Recursion relations for multi-gluon off-shell amplitudes on the light-front and Wilson lines

TL;DR

This paper establishes a connection between light-front perturbation theory and Wilson lines for off-shell gluon amplitudes, showing how recursion relations resum classes of graphs into gauge-invariant Wilson line matrix elements.

Contribution

It demonstrates that light-front recursion relations for off-shell amplitudes can be interpreted as Wilson lines, linking gauge invariance and diagram resummation in this formalism.

Findings

Recursion relations resum classes of graphs into Wilson lines.

Wilson lines provide a gauge-invariant framework for off-shell amplitudes.

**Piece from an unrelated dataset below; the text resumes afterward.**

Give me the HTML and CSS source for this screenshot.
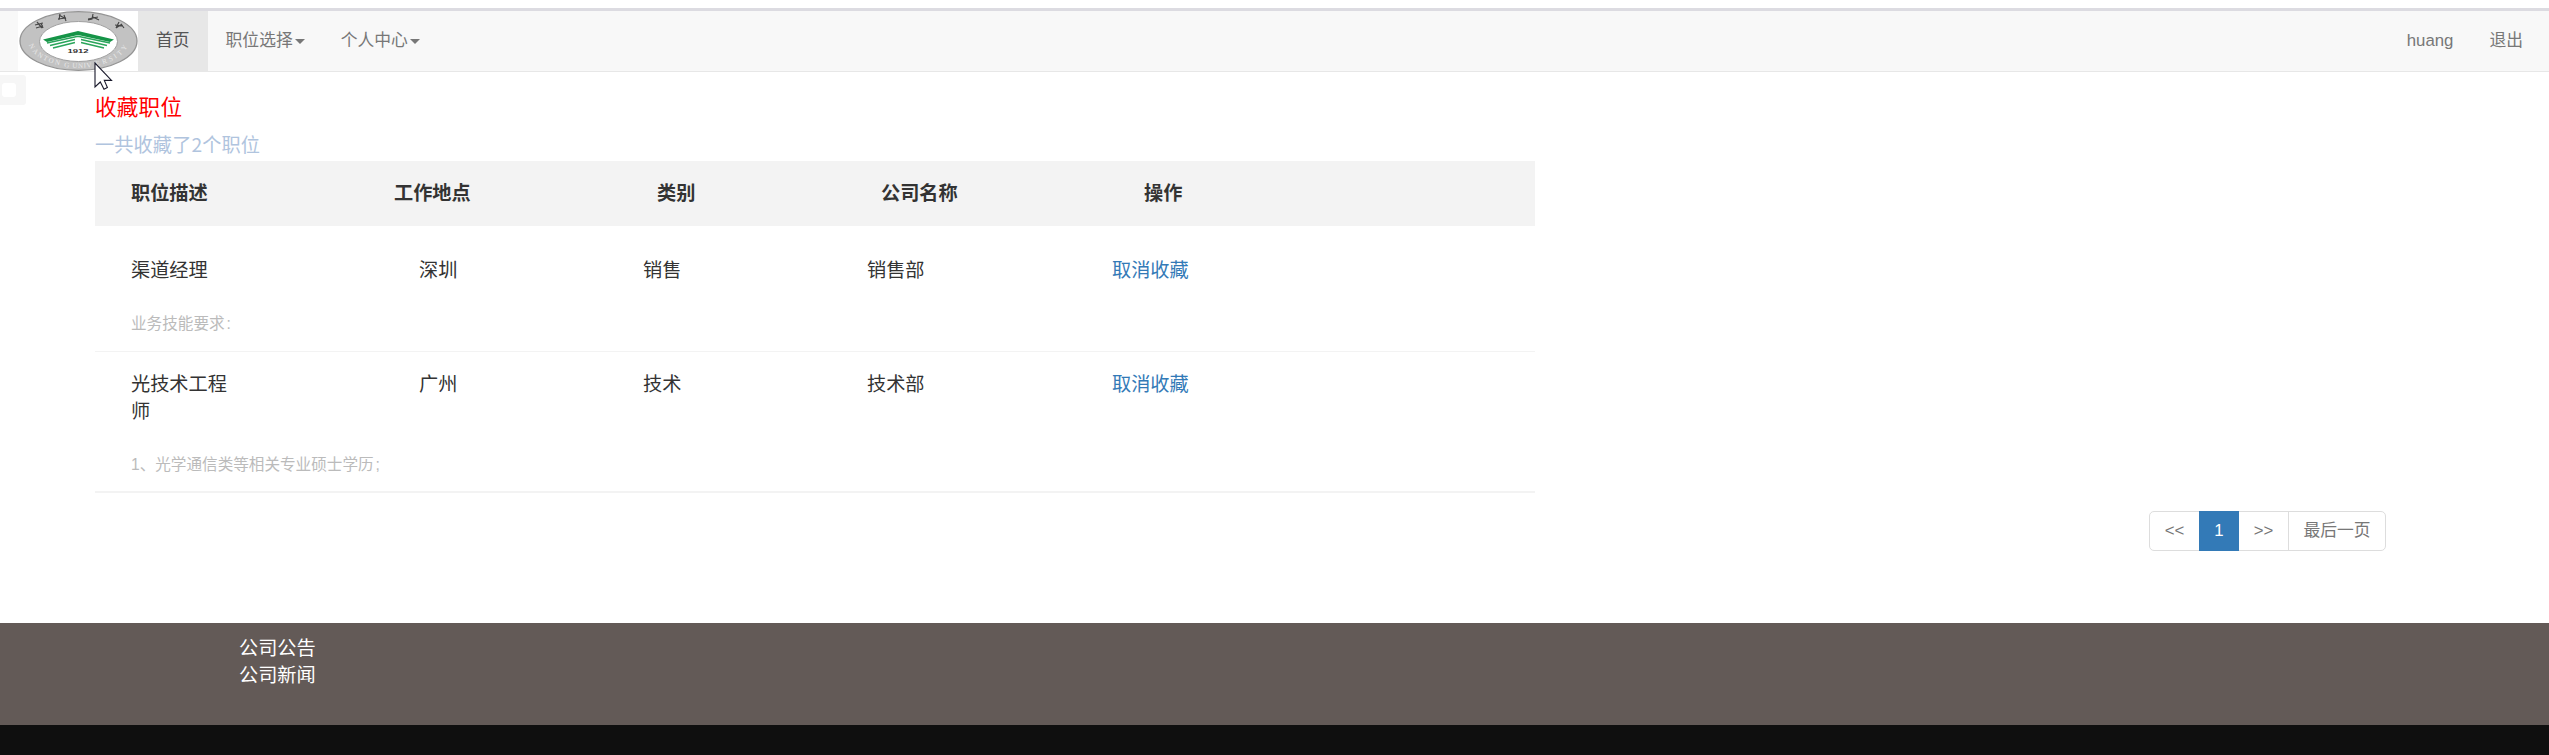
FILE: index.html
```html
<!DOCTYPE html>
<html lang="zh-CN">
<head>
<meta charset="utf-8">
<title>收藏职位</title>
<link rel="stylesheet" href="styles.css">
</head>
<body>
<nav class="navbar">
  <a class="brand" href="#">
    <svg class="logo" viewBox="0 0 120 60" width="120" height="60">
      <rect width="120" height="60" fill="#fff"/>
      <ellipse cx="60.5" cy="30" rx="58.5" ry="29.3" fill="#c2c2c2" stroke="#949494" stroke-width="1.3"/>
      <ellipse cx="60.5" cy="30.5" rx="39" ry="20" fill="#fff" stroke="#a0a0a0"/>
      <path d="M25 28.5 60 20 96 28.5 92 31 60 24 29 31Z" fill="#159447"/>
      <g fill="none" stroke="#2ba55b" stroke-width="1.6">
        <path d="M29 32 60 25.2 92 32M32 34.5 57 28.5M89 34.5 63 28.5M35 37 57 31.5M86 37 63 31.5"/>
      </g>
      <path d="M57 28h6v7h-6z" fill="#fff"/>
      <text x="60" y="42" class="logo-year" textLength="21" lengthAdjust="spacingAndGlyphs">1912</text>
      <g fill="none" stroke="#464646" stroke-width="1.2">
        <path d="M17 14l8-2M19 11l5 6M18 17l7-2M23 12l2 5M41 4l7 4M40 8l8-1M42 3l-1 6M46 4l2 6M70 8l10-2M75 3l-1 5-4 1M75 6l6 3M97 14l8 1M101 11l-3 6M98 17l6-4M103 13l3 4"/>
      </g>
      <path id="ring-left" d="M11 34Q17 49 43 54.5" fill="none"/>
      <path id="ring-mid" d="M46 56Q60 58 75 56" fill="none"/>
      <path id="ring-right" d="M78 55Q103 50 110 34" fill="none"/>
      <text class="logo-name"><textPath href="#ring-left" textLength="38">NANTON</textPath></text>
      <text class="logo-name"><textPath href="#ring-mid" textLength="28">G UNIV</textPath></text>
      <text class="logo-name"><textPath href="#ring-right" textLength="38">ERSITY</textPath></text>
    </svg>
  </a>
  <a class="nav-link active" href="#">首页</a>
  <a class="nav-link" href="#">职位选择<span class="caret"></span></a>
  <a class="nav-link" href="#">个人中心<span class="caret"></span></a>
  <div class="nav-right">
    <a class="nav-link" href="#">huang</a>
    <a class="nav-link" href="#">退出</a>
  </div>
</nav>
<div class="side-toggle"><span class="side-dot"></span></div>
<svg class="pointer" viewBox="0 0 20 29" width="20" height="29"><path d="M1 1V25L6.3 20 10 27.2 13.4 25.5 10.3 18.4H17.5Z" fill="#fff" stroke="#19192b" stroke-width="1.1"/></svg>
<main class="content">
  <h1 class="title">收藏职位</h1>
  <p class="summary">一共收藏了2个职位</p>
  <section class="jobs">
    <div class="jobs-head">
      <span>职位描述</span><span>工作地点</span><span>类别</span><span>公司名称</span><span>操作</span>
    </div>
    <article class="job">
      <div class="job-row">
        <span class="job-name">渠道经理</span><span>深圳</span><span>销售</span><span>销售部</span><a class="remove" href="#">取消收藏</a>
      </div>
      <p class="job-desc">业务技能要求<span class="colon">:</span></p>
    </article>
    <article class="job job-last">
      <div class="job-row">
        <span class="job-name">光技术工程师</span><span>广州</span><span>技术</span><span>技术部</span><a class="remove" href="#">取消收藏</a>
      </div>
      <p class="job-desc">1、光学通信类等相关专业硕士学历<span class="colon">;</span></p>
    </article>
  </section>
</main>
<div class="pager-wrap">
  <div class="pager">
    <a class="page page-prev" href="#">&lt;&lt;</a>
    <a class="page page-current" href="#">1</a>
    <a class="page page-next" href="#">&gt;&gt;</a>
    <a class="page page-end" href="#">最后一页</a>
  </div>
</div>
<footer class="footer">
  <a class="footer-link" href="#">公司公告</a>
  <a class="footer-link" href="#">公司新闻</a>
</footer>
<div class="bottom-bar"></div>
</body>
</html>
```
FILE: styles.css
```css
* { box-sizing: border-box; }
html { height: 755px; overflow: hidden; }
body {
  margin: 0;
  padding-top: 8px;
  height: 755px;
  display: flex;
  flex-direction: column;
  overflow: hidden;
  background: #fff;
  color: #333;
  font-family: "Liberation Sans", "Noto Sans CJK SC", sans-serif;
  font-size: 19.2px;
  font-weight: 400;
  line-height: 27px;
}
a { color: inherit; text-decoration: none; }
h1, p { margin: 0; }
.navbar {
  display: flex;
  flex: none;
  height: 64px;
  padding-left: 18px;
  border-top: 3px solid #dcdbe1;
  border-bottom: 1px solid #e7e7e7;
  background: #f8f8f8;
}
.brand { width: 120px; height: 60px; }
.logo { display: block; }
.logo-year { font: bold 5px "Liberation Sans", sans-serif; text-anchor: middle; fill: #333; }
.logo-name { font: 7px "Liberation Serif", serif; fill: #e8e8e8; }
.nav-link {
  display: flex;
  align-items: center;
  height: 60px;
  padding: 0 18px 1px;
  color: #777;
  font-size: 16.8px;
}
.nav-link.active { background: #e7e7e7; color: #555; }
.caret {
  margin: 2px 0 0 2px;
  border-top: 5px solid #777;
  border-left: 5px solid transparent;
  border-right: 5px solid transparent;
}
.nav-right { display: flex; margin-left: auto; padding-right: 8px; }
.side-toggle {
  position: absolute;
  left: 0;
  top: 75px;
  width: 26px;
  height: 30px;
  padding: 8px 0 0 2px;
  border-radius: 0 3px 3px 0;
  background: #f6f6f6;
}
.side-dot { display: block; width: 14px; height: 14px; border-radius: 3px; background: #fff; }
.pointer { position: absolute; left: 94px; top: 62px; }
.content { flex: none; width: 1440px; height: 421px; margin-left: 95px; padding-top: 20px; }
.title { height: 32px; color: #f00; font-size: 21.6px; font-weight: 400; line-height: 32px; letter-spacing: 0.2px; }
.summary {
  height: 30px;
  margin-top: 7px;
  color: #b0c4de;
  font-family: "Noto Sans CJK SC", sans-serif;
  letter-spacing: 0.1px;
}
.jobs-head {
  display: grid;
  grid-template-columns: 263px 263px 224px 263px 1fr;
  align-items: center;
  height: 65px;
  padding-left: 36px;
  background: #f3f3f3;
  font-weight: 700;
}
.job { height: 126px; padding: 31px 0 0 36px; border-bottom: 1px solid #f3f3f3; }
.job-row { display: grid; grid-template-columns: 288px 224px 224px 245px 1fr; }
.job-name { width: 108px; }
.remove { color: #337ab7; }
.job-desc { margin-top: 26px; color: #bbb; font-size: 15.6px; }
.colon { padding-left: 2px; }
.job-last { height: 141px; padding-top: 19px; border-bottom-width: 2px; }
.pager-wrap { display: flex; flex: none; justify-content: flex-end; height: 58px; padding: 18px 163px 0 0; }
.pager { display: flex; width: 237px; height: 40px; border: 1px solid #ddd; border-radius: 5px; }
.page {
  display: flex;
  align-items: center;
  justify-content: center;
  width: 49px;
  height: 38px;
  padding-bottom: 2px;
  color: #777;
  font-size: 16.8px;
}
.page-current { width: 40px; height: 40px; margin-top: -1px; background: #337ab7; color: #fff; }
.page-next { width: 50px; border-right: 1px solid #ddd; }
.page-end { width: 96px; }
.footer {
  display: flex;
  flex-direction: column;
  flex: none;
  height: 102px;
  margin-top: 72px;
  padding: 12px 0 0 239px;
  background: #635a57;
  color: #fff;
}
.bottom-bar { flex: none; height: 30px; background: #0f0f0f; }
```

Ward identities require additional instantaneous terms in light-front graphs.

Abstract

We analyze the off-shell scattering amplitudes in the framework of the light-front perturbation theory. It is shown that the previously derived recursion relation between tree level off-shell amplitudes in this formalism actually resums whole classes of graphs into a Wilson line. More precisely, we establish a correspondence between the light-front methods for the computation of the off-shell amplitudes and the approach which makes use of the matrix elements of straight infinite Wilson lines, which are manifestly gauge invariant objects. Furthermore, since it is needed to explicitly verify the gauge invariance of light-front amplitudes, it is demonstrated that the Ward identities in this framework need additional instantaneous terms in the light-front graphs.